*PROBLEM DETAILS*
Both boundary lines count: repeat, exactly and alone, the lines from the one containing "What React, TypeScript" to the one containing "import React from", with pictures left out.
-- Begin RAW RECORDS --
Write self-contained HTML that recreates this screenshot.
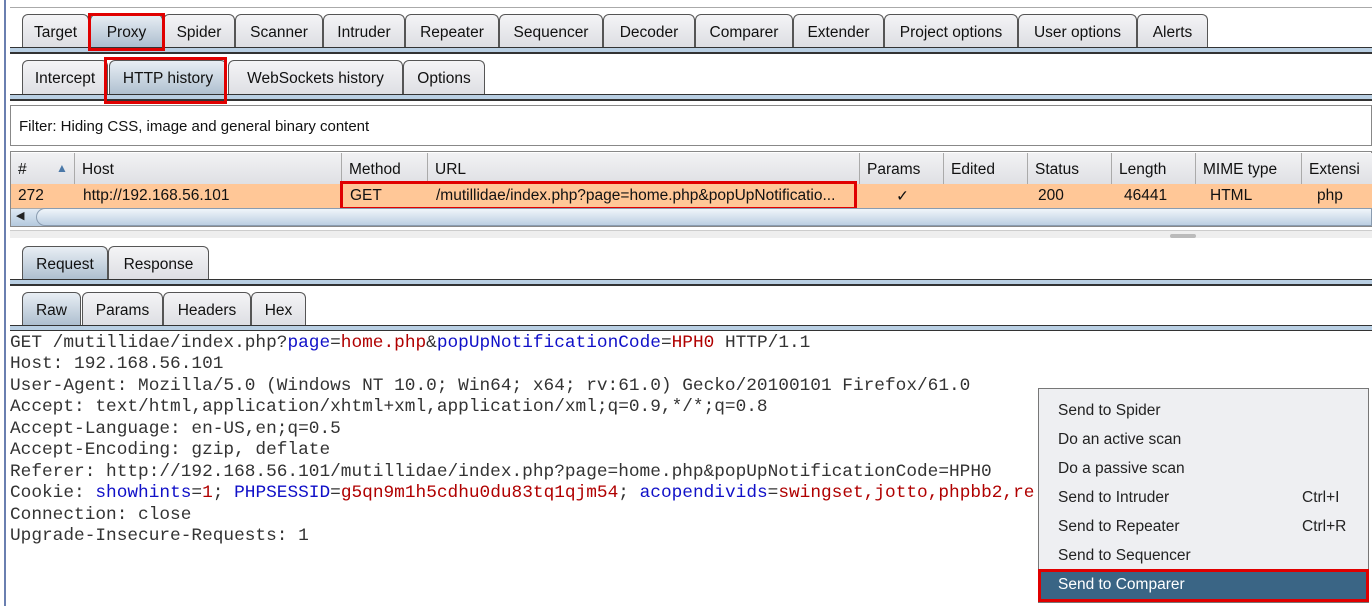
<!DOCTYPE html>
<html><head><style>
*{margin:0;padding:0;box-sizing:border-box}
body{width:1372px;height:606px;background:#fff;position:relative;overflow:hidden;font-family:"Liberation Sans",sans-serif;font-size:15px;color:#111}
.a{position:absolute}
.tab{position:absolute;border:1px solid #555;border-bottom:none;border-radius:6px 6px 0 0;background:linear-gradient(#f4f4f6,#dcdde2);text-align:center;font-size:15.5px;color:#111}
.tab.sel{background:linear-gradient(#e8eef4,#aabccd)}
.line{position:absolute;left:10px;right:0;border-top:1px solid #333;border-bottom:2px solid #333;background:#b9cfe3}
.red{position:absolute;border:3px solid #e00000}
.th{position:absolute;top:153px;height:31px;border-right:1px solid #aaa;padding:8px 0 0 7px;font-size:15.5px;background:linear-gradient(#f2f2f4,#dfe0e4)}
.td{position:absolute;top:187px;font-size:15.5px}
.mono{position:absolute;left:10px;font-family:"Liberation Mono",monospace;font-size:17.8px;color:#333;white-space:pre;line-height:21.44px}
.b{color:#1010c8}.r{color:#b00000}
.mi{position:absolute;left:1058px;font-size:15.5px;color:#222}
.sc{position:absolute;left:1302px;font-size:15.5px;color:#222}
</style></head><body>
<div class="a" style="left:4px;top:0;width:2px;height:606px;background:#6a7fb0"></div>
<div class="a" style="left:10px;top:7px;right:0;height:1px;background:#aaa"></div>

<div class="tab" style="left:22px;top:14px;width:67px;height:34px;padding-top:9px">Target</div>
<div class="tab sel" style="left:90px;top:14px;width:73px;height:34px;padding-top:9px">Proxy</div>
<div class="tab" style="left:163px;top:14px;width:72px;height:34px;padding-top:9px">Spider</div>
<div class="tab" style="left:235px;top:14px;width:88px;height:34px;padding-top:9px">Scanner</div>
<div class="tab" style="left:323px;top:14px;width:82px;height:34px;padding-top:9px">Intruder</div>
<div class="tab" style="left:405px;top:14px;width:94px;height:34px;padding-top:9px">Repeater</div>
<div class="tab" style="left:499px;top:14px;width:104px;height:34px;padding-top:9px">Sequencer</div>
<div class="tab" style="left:603px;top:14px;width:92px;height:34px;padding-top:9px">Decoder</div>
<div class="tab" style="left:695px;top:14px;width:98px;height:34px;padding-top:9px">Comparer</div>
<div class="tab" style="left:793px;top:14px;width:91px;height:34px;padding-top:9px">Extender</div>
<div class="tab" style="left:884px;top:14px;width:134px;height:34px;padding-top:9px">Project options</div>
<div class="tab" style="left:1018px;top:14px;width:119px;height:34px;padding-top:9px">User options</div>
<div class="tab" style="left:1137px;top:14px;width:71px;height:34px;padding-top:9px">Alerts</div>
<div class="line" style="top:47px;height:7px"></div>
<div class="red" style="left:88px;top:13px;width:77px;height:38px"></div>

<div class="tab" style="left:22px;top:60px;width:86px;height:37px;padding-top:9px">Intercept</div>
<div class="tab sel" style="left:109px;top:60px;width:118px;height:37px;padding-top:9px">HTTP history</div>
<div class="tab" style="left:228px;top:60px;width:175px;height:37px;padding-top:9px">WebSockets history</div>
<div class="tab" style="left:403px;top:60px;width:82px;height:37px;padding-top:9px">Options</div>
<div class="line" style="top:94px;height:7px"></div>
<div class="red" style="left:104px;top:57px;width:123px;height:47px"></div>

<div class="a" style="left:10px;top:105px;right:0;height:41px;border:1px solid #888;background:#fff;padding:12px 0 0 8px;font-size:15px">Filter: Hiding CSS, image and general binary content</div>
<div class="a" style="left:10px;top:151px;right:0;height:76px;border:1px solid #888;background:#fff"></div>

<div class="th" style="left:11px;width:64px">#<span style="position:absolute;left:45px;top:8px;color:#4a78a8;font-size:12px">▲</span></div>
<div class="th" style="left:75px;width:267px">Host</div>
<div class="th" style="left:342px;width:86px">Method</div>
<div class="th" style="left:428px;width:432px">URL</div>
<div class="th" style="left:860px;width:84px">Params</div>
<div class="th" style="left:944px;width:84px">Edited</div>
<div class="th" style="left:1028px;width:84px">Status</div>
<div class="th" style="left:1112px;width:84px">Length</div>
<div class="th" style="left:1196px;width:106px">MIME type</div>
<div class="th" style="left:1302px;width:80px;border-right:none">Extensi</div>

<div class="a" style="left:11px;top:184px;right:0;height:24px;background:#ffc797"></div>
<div class="td" style="left:18px">272</div>
<div class="td" style="left:83px">http://192.168.56.101</div>
<div class="td" style="left:350px">GET</div>
<div class="td" style="left:436px">/mutillidae/index.php?page=home.php&amp;popUpNotificatio...</div>
<div class="td" style="left:896px">✓</div>
<div class="td" style="left:1038px">200</div>
<div class="td" style="left:1124px">46441</div>
<div class="td" style="left:1210px">HTML</div>
<div class="td" style="left:1317px">php</div>
<div class="red" style="left:340px;top:181px;width:517px;height:29px"></div>

<div class="a" style="left:11px;top:208px;right:0;height:18px;background:linear-gradient(#e0eaf4,#b4c9de);border-top:1px solid #aaa"></div>
<div class="a" style="left:36px;top:208px;right:0;height:18px;border:1px solid #8a9cb0;border-radius:14px 0 0 14px;background:linear-gradient(#f0f5fa,#bccfe2)"></div>
<div class="a" style="left:16px;top:209px;font-size:11px;color:#222">◀</div>
<div class="a" style="left:10px;top:230px;right:0;height:8px;background:#eee;border-top:1px solid #ccc"></div>
<div class="a" style="left:1170px;top:234px;width:26px;height:4px;background:#bbb;border-radius:2px"></div>

<div class="tab sel" style="left:22px;top:246px;width:86px;height:35px;padding-top:9px">Request</div>
<div class="tab" style="left:108px;top:246px;width:101px;height:35px;padding-top:9px">Response</div>
<div class="line" style="top:279px;height:7px"></div>

<div class="tab sel" style="left:22px;top:292px;width:59px;height:35px;padding-top:9px">Raw</div>
<div class="tab" style="left:82px;top:292px;width:81px;height:35px;padding-top:9px">Params</div>
<div class="tab" style="left:163px;top:292px;width:88px;height:35px;padding-top:9px">Headers</div>
<div class="tab" style="left:251px;top:292px;width:55px;height:35px;padding-top:9px">Hex</div>
<div class="line" style="top:325px;height:6px;border-bottom:1px solid #333"></div>

<div class="mono" style="top:333px">GET /mutillidae/index.php?<span class="b">page</span>=<span class="r">home.php</span>&amp;<span class="b">popUpNotificationCode</span>=<span class="r">HPH0</span> HTTP/1.1
Host: 192.168.56.101
User-Agent: Mozilla/5.0 (Windows NT 10.0; Win64; x64; rv:61.0) Gecko/20100101 Firefox/61.0
Accept: text/html,application/xhtml+xml,application/xml;q=0.9,*/*;q=0.8
Accept-Language: en-US,en;q=0.5
Accept-Encoding: gzip, deflate
Referer: http://192.168.56.101/mutillidae/index.php?page=home.php&amp;popUpNotificationCode=HPH0
Cookie: <span class="b">showhints</span>=<span class="r">1</span>; <span class="b">PHPSESSID</span>=<span class="r">g5qn9m1h5cdhu0du83tq1qjm54</span>; <span class="b">acopendivids</span>=<span class="r">swingset,jotto,phpbb2,re</span>
Connection: close
Upgrade-Insecure-Requests: 1</div>

<div class="a" style="left:1038px;top:388px;width:331px;height:215px;background:#eeeff2;border:1px solid #777"></div>
<div class="mi" style="top:402px">Send to Spider</div>
<div class="mi" style="top:431px">Do an active scan</div>
<div class="mi" style="top:460px">Do a passive scan</div>
<div class="mi" style="top:489px">Send to Intruder</div><div class="sc" style="top:489px">Ctrl+I</div>
<div class="mi" style="top:518px">Send to Repeater</div><div class="sc" style="top:518px">Ctrl+R</div>
<div class="mi" style="top:547px">Send to Sequencer</div>
<div class="a" style="left:1038px;top:569px;width:331px;height:33px;background:#3a6585;border:3px solid #e00000"></div>
<div class="mi" style="top:576px;color:#fff">Send to Comparer</div>
</body></html>
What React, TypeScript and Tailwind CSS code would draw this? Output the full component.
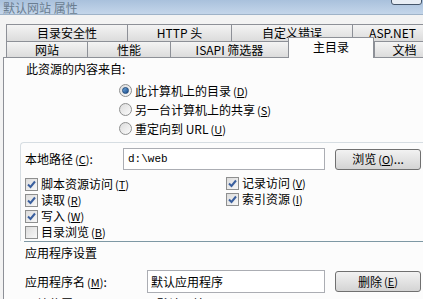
import React from "react";

function Key({ k }: { k: string }) {
  return (
    <span className="ml-[2px] text-[11px]">
      (<span className="underline">{k}</span>)
    </span>
  );
}

function Tab({ label, w }: { label: React.ReactNode; w: string }) {
  return (
    <div
      className={`${w} h-full shrink-0 flex items-center justify-center border-t border-l border-[#8d9097] bg-gradient-to-b from-[#f4f4f4] to-[#dcdcdc] text-[12px] leading-none`}
    >
      {label}
    </div>
  );
}

function Radio({ on, children }: { on?: boolean; children: React.ReactNode }) {
  return (
    <div className="h-[19px] flex items-center gap-[3px]">
      <div className="w-[13px] h-[13px] rounded-full border border-[#8e8f8f] bg-gradient-to-br from-[#dcdcdc] to-[#fbfbfb] flex items-center justify-center">
        {on && (
          <div className="w-[7px] h-[7px] rounded-full bg-gradient-to-br from-[#6fa8dc] to-[#1c4d8c] border border-[#1f4a7c]" />
        )}
      </div>
      <span className="text-[12px] leading-none">{children}</span>
    </div>
  );
}

function Check({ on, children }: { on?: boolean; children: React.ReactNode }) {
  return (
    <div className="h-[16px] flex items-center gap-[3px]">
      <div className="w-[13px] h-[13px] border border-[#8e8f8f] bg-gradient-to-br from-[#dcdcdc] to-[#f8f8f8] flex items-center justify-center">
        {on && (
          <svg width="9" height="9" viewBox="0 0 9 9">
            <path d="M1 4.5 L3.5 7 L8 1.5" fill="none" stroke="#3a5f9e" strokeWidth="2" />
          </svg>
        )}
      </div>
      <span className="text-[12px] leading-none">{children}</span>
    </div>
  );
}

function Btn({ children }: { children: React.ReactNode }) {
  return (
    <div className="w-[86px] h-[21px] shrink-0 rounded-[3px] border border-[#707070] bg-gradient-to-b from-[#f2f2f2] to-[#d4d4d4] flex items-center justify-center text-[12px] leading-none">
      {children}
    </div>
  );
}

export default function App() {
  return (
    <div className="relative w-[423px] h-[299px] overflow-hidden bg-[#f3f3f3] text-black font-['Noto_Sans_CJK_SC','Noto_Sans',sans-serif]">
      {/* title bar */}
      <div className="h-[15px] bg-gradient-to-b from-[#a9c1dc] to-[#c4d6ea] border-b border-[#9fb3c8] flex items-center pl-[3px]">
        <span className="text-[12px] leading-[13px] text-[#6a7d90]">默认网站 属性</span>
      </div>
      <div className="absolute left-[391px] top-[-5px] w-[31px] h-[10px] rounded-[3px] border border-[#44556a] bg-[#e8eef5]" />

      {/* tabs */}
      <div className="mt-[9px] pl-[6px]">
        <div className="flex h-[17px]">
          <Tab label="目录安全性" w="w-[121px]" />
          <Tab label="HTTP 头" w="w-[104px]" />
          <Tab label="自定义错误" w="w-[121px]" />
          <Tab label="ASP.NET" w="w-[80px]" />
        </div>
        <div className="flex items-end h-[16px]">
          <Tab label="网站" w="w-[81px]" />
          <Tab label="性能" w="w-[83px]" />
          <Tab label="ISAPI 筛选器" w="w-[118px]" />
          <div className="relative z-10 -mb-px w-[86px] h-[21px] shrink-0 border-t border-l border-r border-[#8d9097] bg-[#fcfcfc] flex items-center justify-center text-[12px] leading-none pb-[3px]">
            主目录
          </div>
          <Tab label="文档" w="w-[60px]" />
        </div>
      </div>

      {/* panel */}
      <div className="ml-[3px] h-[260px] border-t border-l border-[#8d9097] bg-[#fcfcfc]">
        <div className="pt-[4px] pl-[22px] text-[12px] leading-[14px]">此资源的内容来自:</div>
        <div className="mt-[5px] ml-[115px]">
          <Radio on>
            此计算机上的目录<Key k="D" />
          </Radio>
          <Radio>
            另一台计算机上的共享<Key k="S" />
          </Radio>
          <Radio>
            重定向到 URL<Key k="U" />
          </Radio>
        </div>

        <div className="mt-[4px] ml-[16px] border-t border-l border-[#d6dde2] rounded-tl-[4px] pl-[4px] pt-[5px] pb-[1px]">
          <div className="flex items-center h-[22px]">
            <span className="w-[98px] text-[12px] leading-none">
              本地路径<Key k="C" />:
            </span>
            <div className="w-[202px] h-[22px] border border-[#abadb3] bg-white flex items-center pl-[4px] text-[11px] font-['Liberation_Mono',monospace]">
              d:\web
            </div>
            <div className="ml-[10px]">
              <Btn>
                浏览<Key k="O" />...
              </Btn>
            </div>
          </div>
          <div className="mt-[6px] grid grid-cols-[201px_1fr]">
            <div>
              <Check on>
                脚本资源访问<Key k="T" />
              </Check>
              <Check on>
                读取<Key k="R" />
              </Check>
              <Check on>
                写入<Key k="W" />
              </Check>
              <Check>
                目录浏览<Key k="B" />
              </Check>
            </div>
            <div className="-mt-[1px]">
              <Check on>
                记录访问<Key k="V" />
              </Check>
              <Check on>
                索引资源<Key k="I" />
              </Check>
            </div>
          </div>
        </div>
        <div className="ml-[20px] h-px bg-[#7e98a4]" />

        <div className="mt-[4px] pl-[21px] text-[12px] leading-[14px]">应用程序设置</div>
        <div className="mt-[10px] pl-[21px] flex items-center h-[23px]">
          <span className="w-[122px] text-[12px] leading-none">
            应用程序名<Key k="M" />:
          </span>
          <div className="w-[178px] h-[23px] border border-[#abadb3] bg-white flex items-center pl-[3px] text-[12px]">
            默认应用程序
          </div>
          <div className="ml-[10px]">
            <Btn>
              删除<Key k="E" />
            </Btn>
          </div>
        </div>
        <div className="mt-[4px] pl-[21px] flex items-start h-[20px]">
          <span className="w-[122px] text-[12px] leading-[14px]">开始位置:</span>
          <span className="pl-[3px] text-[12px] leading-[14px]">&lt;默认网站&gt;</span>
        </div>
      </div>
    </div>
  );
}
-- End RAW RECORDS --
*OUTPUT BELOW*
What React, TypeScript and Tailwind CSS code would draw this? Output the full component.
import React from "react";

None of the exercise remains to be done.